=== Data provided ===
Start

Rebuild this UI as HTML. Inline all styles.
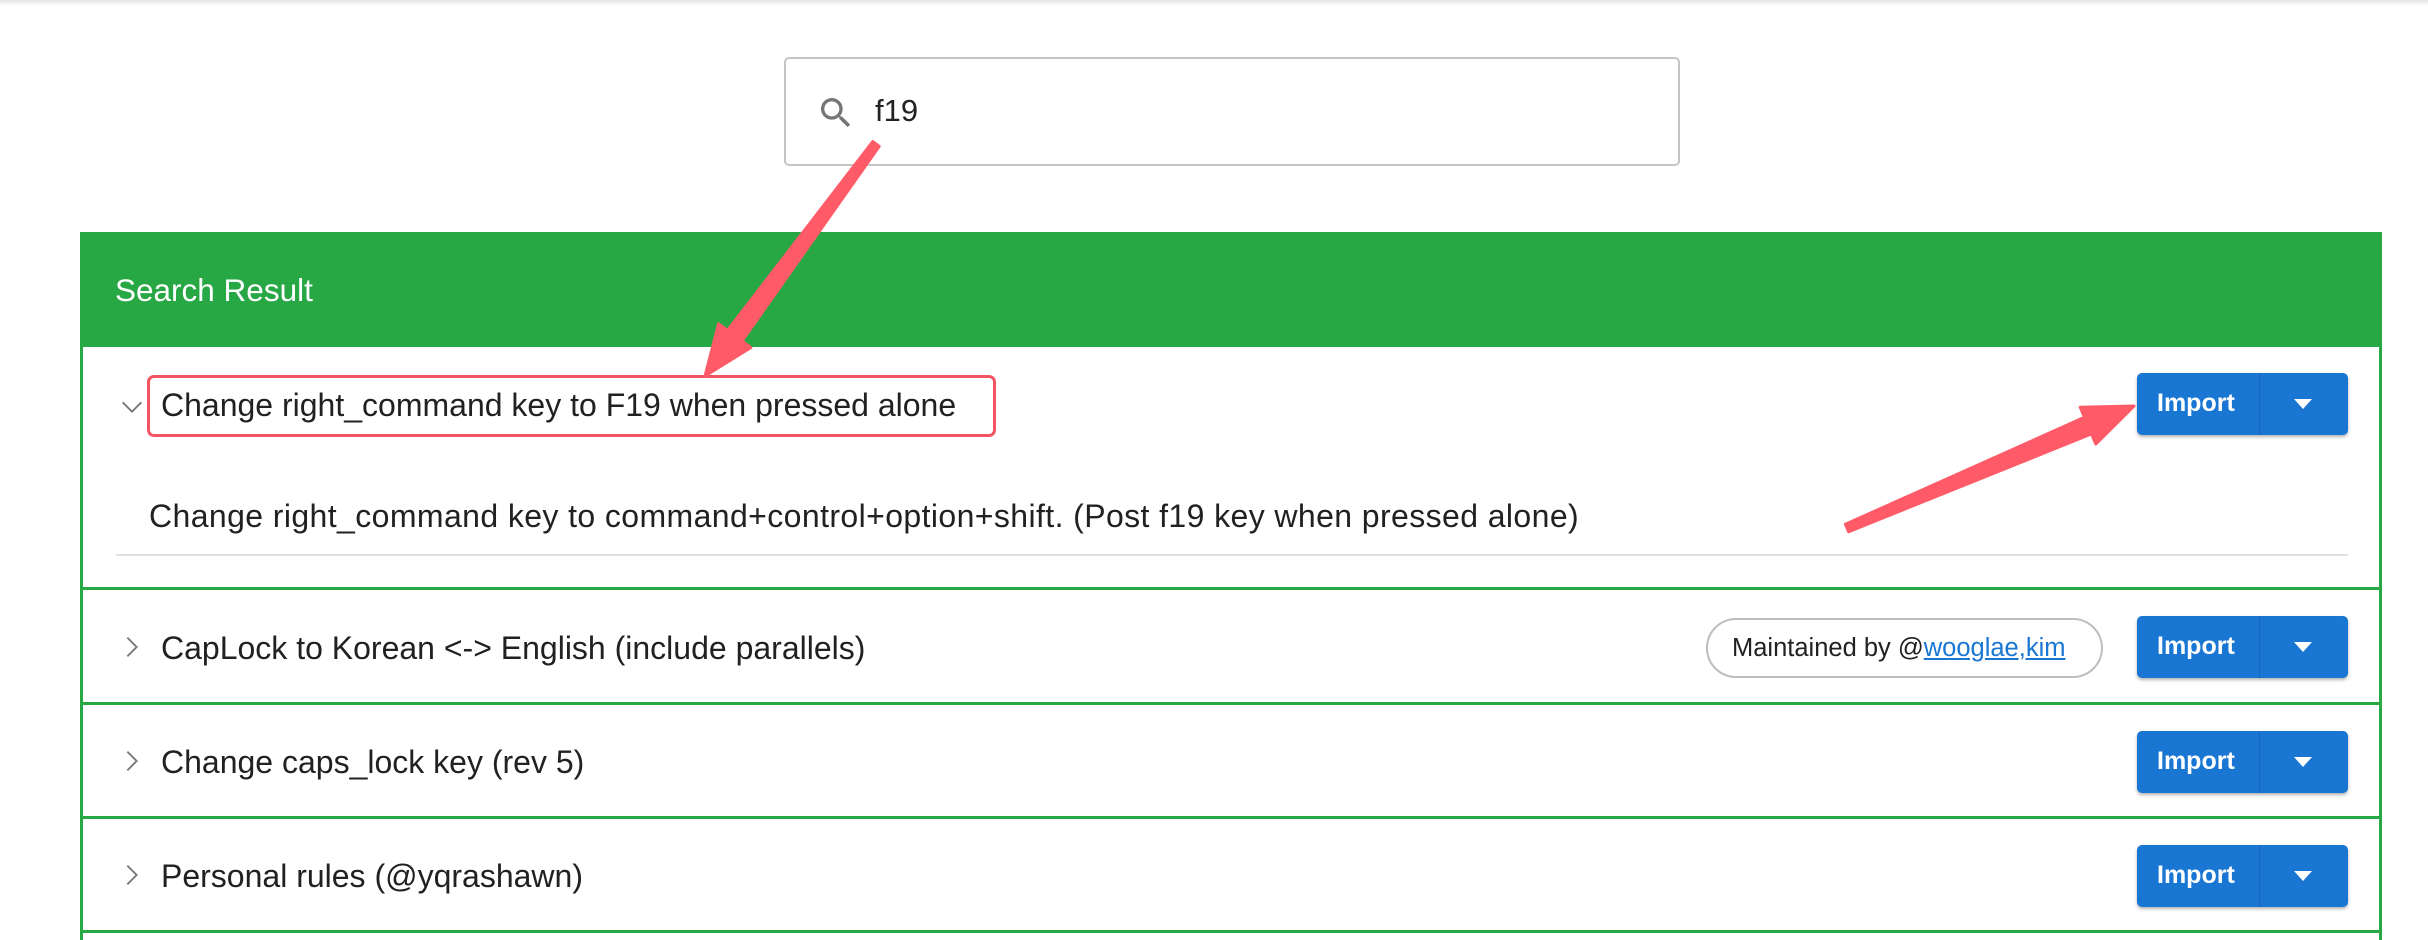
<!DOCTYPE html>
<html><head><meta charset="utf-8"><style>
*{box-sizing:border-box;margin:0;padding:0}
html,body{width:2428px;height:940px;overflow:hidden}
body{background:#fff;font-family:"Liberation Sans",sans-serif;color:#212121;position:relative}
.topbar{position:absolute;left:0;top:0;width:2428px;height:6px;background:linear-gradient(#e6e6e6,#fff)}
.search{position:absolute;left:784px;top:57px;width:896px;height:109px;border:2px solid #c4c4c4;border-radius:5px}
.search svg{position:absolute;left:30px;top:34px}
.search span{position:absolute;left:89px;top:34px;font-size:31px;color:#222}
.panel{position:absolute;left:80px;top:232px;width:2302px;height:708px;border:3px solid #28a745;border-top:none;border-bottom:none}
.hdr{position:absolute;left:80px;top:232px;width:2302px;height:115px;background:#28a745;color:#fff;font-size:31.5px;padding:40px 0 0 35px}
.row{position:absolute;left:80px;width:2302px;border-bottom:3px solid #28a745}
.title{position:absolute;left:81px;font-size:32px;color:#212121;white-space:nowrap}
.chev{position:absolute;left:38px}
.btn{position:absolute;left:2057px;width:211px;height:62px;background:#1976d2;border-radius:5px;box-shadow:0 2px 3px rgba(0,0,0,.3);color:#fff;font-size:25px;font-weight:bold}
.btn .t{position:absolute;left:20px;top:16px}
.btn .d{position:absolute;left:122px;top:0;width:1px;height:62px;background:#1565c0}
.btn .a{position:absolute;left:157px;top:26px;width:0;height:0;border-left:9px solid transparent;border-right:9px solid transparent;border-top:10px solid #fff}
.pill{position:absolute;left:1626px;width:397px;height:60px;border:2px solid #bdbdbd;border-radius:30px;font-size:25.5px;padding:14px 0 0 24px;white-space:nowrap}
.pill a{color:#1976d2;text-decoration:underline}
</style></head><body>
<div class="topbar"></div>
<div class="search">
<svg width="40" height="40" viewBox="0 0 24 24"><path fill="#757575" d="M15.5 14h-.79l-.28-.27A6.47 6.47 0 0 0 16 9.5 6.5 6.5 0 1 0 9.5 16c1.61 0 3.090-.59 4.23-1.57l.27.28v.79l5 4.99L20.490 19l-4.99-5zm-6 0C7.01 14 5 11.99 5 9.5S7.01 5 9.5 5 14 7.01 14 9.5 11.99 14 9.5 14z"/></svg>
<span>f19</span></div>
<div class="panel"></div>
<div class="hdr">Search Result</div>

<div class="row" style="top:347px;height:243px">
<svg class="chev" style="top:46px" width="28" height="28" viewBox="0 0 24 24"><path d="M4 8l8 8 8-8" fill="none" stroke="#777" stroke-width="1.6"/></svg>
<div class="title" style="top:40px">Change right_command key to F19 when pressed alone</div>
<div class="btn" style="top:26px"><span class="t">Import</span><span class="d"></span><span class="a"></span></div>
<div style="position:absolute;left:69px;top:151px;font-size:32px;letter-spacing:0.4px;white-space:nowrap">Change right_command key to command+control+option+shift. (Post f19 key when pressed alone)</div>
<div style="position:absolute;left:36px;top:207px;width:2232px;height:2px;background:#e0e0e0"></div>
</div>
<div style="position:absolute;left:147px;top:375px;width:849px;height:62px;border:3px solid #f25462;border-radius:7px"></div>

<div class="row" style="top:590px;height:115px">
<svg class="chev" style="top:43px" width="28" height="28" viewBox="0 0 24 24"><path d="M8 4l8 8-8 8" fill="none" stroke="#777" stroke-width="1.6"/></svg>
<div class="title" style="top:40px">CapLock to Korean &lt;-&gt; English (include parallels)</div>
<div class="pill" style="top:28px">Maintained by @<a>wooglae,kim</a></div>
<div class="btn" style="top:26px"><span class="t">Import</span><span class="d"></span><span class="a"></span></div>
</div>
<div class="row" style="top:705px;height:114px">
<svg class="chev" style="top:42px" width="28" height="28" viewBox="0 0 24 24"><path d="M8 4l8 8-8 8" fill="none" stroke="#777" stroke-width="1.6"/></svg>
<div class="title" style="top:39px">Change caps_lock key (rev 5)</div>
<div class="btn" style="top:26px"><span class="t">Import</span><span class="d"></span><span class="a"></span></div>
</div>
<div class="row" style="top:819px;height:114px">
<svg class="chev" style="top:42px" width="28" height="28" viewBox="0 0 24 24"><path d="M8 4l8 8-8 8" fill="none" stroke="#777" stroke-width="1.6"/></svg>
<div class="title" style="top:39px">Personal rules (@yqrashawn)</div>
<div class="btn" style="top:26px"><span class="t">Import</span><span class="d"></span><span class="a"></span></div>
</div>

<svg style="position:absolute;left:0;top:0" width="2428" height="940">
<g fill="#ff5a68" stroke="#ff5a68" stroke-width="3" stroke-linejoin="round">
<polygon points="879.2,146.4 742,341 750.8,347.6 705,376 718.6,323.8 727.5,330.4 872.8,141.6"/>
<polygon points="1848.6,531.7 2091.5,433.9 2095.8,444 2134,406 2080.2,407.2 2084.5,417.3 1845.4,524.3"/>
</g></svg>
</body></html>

End
Start

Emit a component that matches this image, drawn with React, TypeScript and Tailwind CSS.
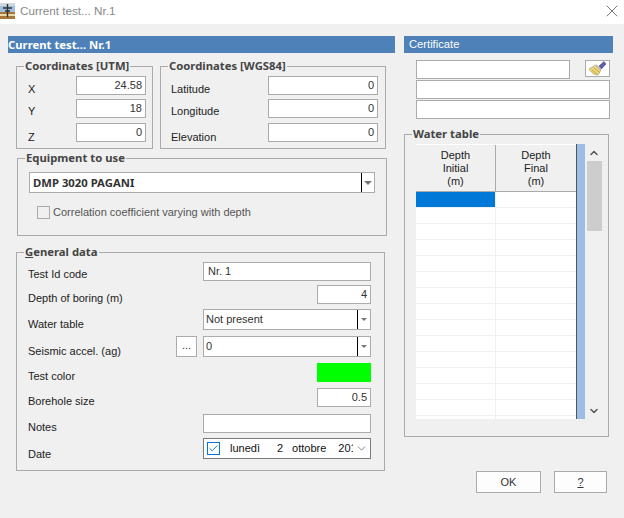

End

=== Challenge ===
Scan the material for lines with the word "this", and copy each line you find.

=== Response below ===
Rebuild this UI as HTML. Inline all styles.
Emit a component that matches this image, drawn with React, TypeScript and Tailwind CSS.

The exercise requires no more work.